If you want to own property with another person and you are not married, what are your options?
Joint tenancy has a right of survivorship. That means the asset will automatically pass to the surviving owner. That is a pretty good option for a lot of people. Joint tenancy also means that a creditor or either owner can take the entire asset. That is generally not a good thing. Many parents put their children on the title of their house not realizing that a creditor of their children can take their house.
Tenancy in Common
There is no right of survivorship. In this type of ownership, you own a set percentage. If the two parties each own 50% then you each own an undivided 50% interest. You are able to leave that interest to whomever you choose. You can even put your share in a trust. Generally, creditors are not interested in assets owned by more than one person unless debtor does not have assets in his or her own name. The creditor can only place a lien on the asset. They cannot force you to sell. However, a creditor will put a lien on a piece of property owned by more than one person. Owning an asset in tenancy in common is NOT asset protection.
Problems with Joint Ownership
- If an asset is owned jointly then both parties must agree as to the distribution of the asset. If the parties do not agree then the only option is to seek judicial intervention.
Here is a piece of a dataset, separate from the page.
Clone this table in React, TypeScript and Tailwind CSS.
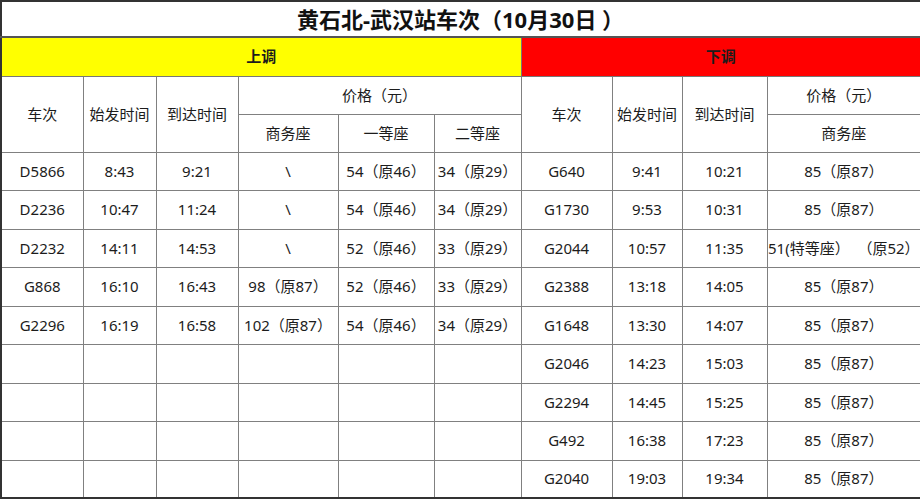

- If a portion of the property is given to a child in the child’s lifetime, then the child inherits that share at the parent’s original basis. That means whatever amount of capital gains is already in the asset at the time of the gift remains in the asset. There will be no erasing of the capital gains in the gifted amount at the death of the parent.
- If the child dies before the parent then the parent will re-inherit the property. In order to get the same set-up, the parent will have to re-gift the property.